Instructions for the task -> Type out the data exactly as given. Skip any image.

Provided data ->
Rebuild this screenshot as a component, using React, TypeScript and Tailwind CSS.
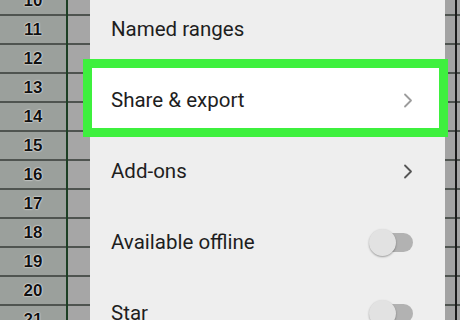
import { ReactNode } from 'react';

const rowNumbers = [10, 11, 12, 13, 14, 15, 16, 17, 18, 19, 20, 21];

type GridColumnProps = {
  width: string;
  bg: string;
  numbered?: boolean;
};

// strip of spreadsheet cells behind the menu
const GridColumn = ({ width, bg, numbered }: GridColumnProps) => {
  return (
    <div className={`${width} ${bg} h-full overflow-hidden shrink-0`}>
      <div className="flex flex-col -mt-[13px]">
        {rowNumbers.map((n) => (
          <div
            key={n}
            className="h-[29px] shrink-0 flex items-center justify-center border-b-2 border-[#4f5450]"
          >
            {numbered && (
              <span className="text-[17px] font-bold text-[#111] [font-family:'Liberation_Sans',Arial,sans-serif] [text-shadow:0_0_2px_#ffffff,0_0_1px_#ffffff]">
                {n}
              </span>
            )}
          </div>
        ))}
      </div>
    </div>
  );
};

const Chevron = ({ color }: { color: string }) => (
  <svg width="10" height="15" viewBox="0 0 10 15" fill="none">
    <path d="M2 1.5 L8 7.5 L2 13.5" stroke={color} strokeWidth="1.8" strokeLinecap="round" strokeLinejoin="round" />
  </svg>
);

const Toggle = () => (
  <div className="relative w-[44px] h-[27px]">
    <div className="absolute right-0 top-[4px] w-[30px] h-[19px] rounded-full bg-[#b2b2b2]" />
    <div className="absolute left-0 top-0 w-[27px] h-[27px] rounded-full bg-[#e2e2e2] shadow-[0_1px_2px_rgba(0,0,0,0.35)]" />
  </div>
);

type MenuItemProps = {
  label: string;
  right?: ReactNode;
  highlight?: boolean;
};

const MenuItem = ({ label, right, highlight }: MenuItemProps) => {
  return (
    <div className="relative h-[71px] shrink-0 flex items-center justify-between pl-[21px] pr-[32px]">
      {highlight && (
        <div className="absolute -top-[6px] -bottom-[1px] -left-[7px] -right-[3px] border-[9px] border-[#3ef03e] bg-white" />
      )}
      <span className="relative text-[20.5px] text-[#1e1e1e] [font-family:Roboto,'Noto_Sans',sans-serif]">
        {label}
      </span>
      <div className="relative flex items-center">{right}</div>
    </div>
  );
};

export default function App() {
  return (
    <div className="w-[460px] h-[320px] overflow-hidden flex bg-[#a2a2a2]">
      <GridColumn width="w-[66px]" bg="bg-[#9ba09c]" numbered />
      <div className="w-[2px] h-full bg-[#1d3f24] shrink-0" />
      <GridColumn width="w-[22px]" bg="bg-[#a6a6a6]" />
      <div className="flex-1 h-full bg-[#eeeeee] flex flex-col relative z-10">
        <div className="flex flex-col -mt-[6px]">
          <MenuItem label="Named ranges" />
          <MenuItem label="Share & export" highlight right={<Chevron color="#9c9c9c" />} />
          <MenuItem label="Add-ons" right={<Chevron color="#555555" />} />
          <MenuItem label="Available offline" right={<Toggle />} />
          <MenuItem label="Star" right={<Toggle />} />
        </div>
      </div>
      <GridColumn width="w-[10px]" bg="bg-[#a3a3a3]" />
      <div className="w-[2px] h-full bg-[#1a1a1a] shrink-0" />
      <GridColumn width="w-[3px]" bg="bg-[#a3a3a3]" />
    </div>
  );
}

Answer in full ->
Rebuild this screenshot as a component, using React, TypeScript and Tailwind CSS.
import { ReactNode } from 'react';

const rowNumbers = [10, 11, 12, 13, 14, 15, 16, 17, 18, 19, 20, 21];

type GridColumnProps = {
  width: string;
  bg: string;
  numbered?: boolean;
};

// strip of spreadsheet cells behind the menu
const GridColumn = ({ width, bg, numbered }: GridColumnProps) => {
  return (
    <div className={`${width} ${bg} h-full overflow-hidden shrink-0`}>
      <div className="flex flex-col -mt-[13px]">
        {rowNumbers.map((n) => (
          <div
            key={n}
            className="h-[29px] shrink-0 flex items-center justify-center border-b-2 border-[#4f5450]"
          >
            {numbered && (
              <span className="text-[17px] font-bold text-[#111] [font-family:'Liberation_Sans',Arial,sans-serif] [text-shadow:0_0_2px_#ffffff,0_0_1px_#ffffff]">
                {n}
              </span>
            )}
          </div>
        ))}
      </div>
    </div>
  );
};

const Chevron = ({ color }: { color: string }) => (
  <svg width="10" height="15" viewBox="0 0 10 15" fill="none">
    <path d="M2 1.5 L8 7.5 L2 13.5" stroke={color} strokeWidth="1.8" strokeLinecap="round" strokeLinejoin="round" />
  </svg>
);

const Toggle = () => (
  <div className="relative w-[44px] h-[27px]">
    <div className="absolute right-0 top-[4px] w-[30px] h-[19px] rounded-full bg-[#b2b2b2]" />
    <div className="absolute left-0 top-0 w-[27px] h-[27px] rounded-full bg-[#e2e2e2] shadow-[0_1px_2px_rgba(0,0,0,0.35)]" />
  </div>
);

type MenuItemProps = {
  label: string;
  right?: ReactNode;
  highlight?: boolean;
};

const MenuItem = ({ label, right, highlight }: MenuItemProps) => {
  return (
    <div className="relative h-[71px] shrink-0 flex items-center justify-between pl-[21px] pr-[32px]">
      {highlight && (
        <div className="absolute -top-[6px] -bottom-[1px] -left-[7px] -right-[3px] border-[9px] border-[#3ef03e] bg-white" />
      )}
      <span className="relative text-[20.5px] text-[#1e1e1e] [font-family:Roboto,'Noto_Sans',sans-serif]">
        {label}
      </span>
      <div className="relative flex items-center">{right}</div>
    </div>
  );
};

export default function App() {
  return (
    <div className="w-[460px] h-[320px] overflow-hidden flex bg-[#a2a2a2]">
      <GridColumn width="w-[66px]" bg="bg-[#9ba09c]" numbered />
      <div className="w-[2px] h-full bg-[#1d3f24] shrink-0" />
      <GridColumn width="w-[22px]" bg="bg-[#a6a6a6]" />
      <div className="flex-1 h-full bg-[#eeeeee] flex flex-col relative z-10">
        <div className="flex flex-col -mt-[6px]">
          <MenuItem label="Named ranges" />
          <MenuItem label="Share & export" highlight right={<Chevron color="#9c9c9c" />} />
          <MenuItem label="Add-ons" right={<Chevron color="#555555" />} />
          <MenuItem label="Available offline" right={<Toggle />} />
          <MenuItem label="Star" right={<Toggle />} />
        </div>
      </div>
      <GridColumn width="w-[10px]" bg="bg-[#a3a3a3]" />
      <div className="w-[2px] h-full bg-[#1a1a1a] shrink-0" />
      <GridColumn width="w-[3px]" bg="bg-[#a3a3a3]" />
    </div>
  );
}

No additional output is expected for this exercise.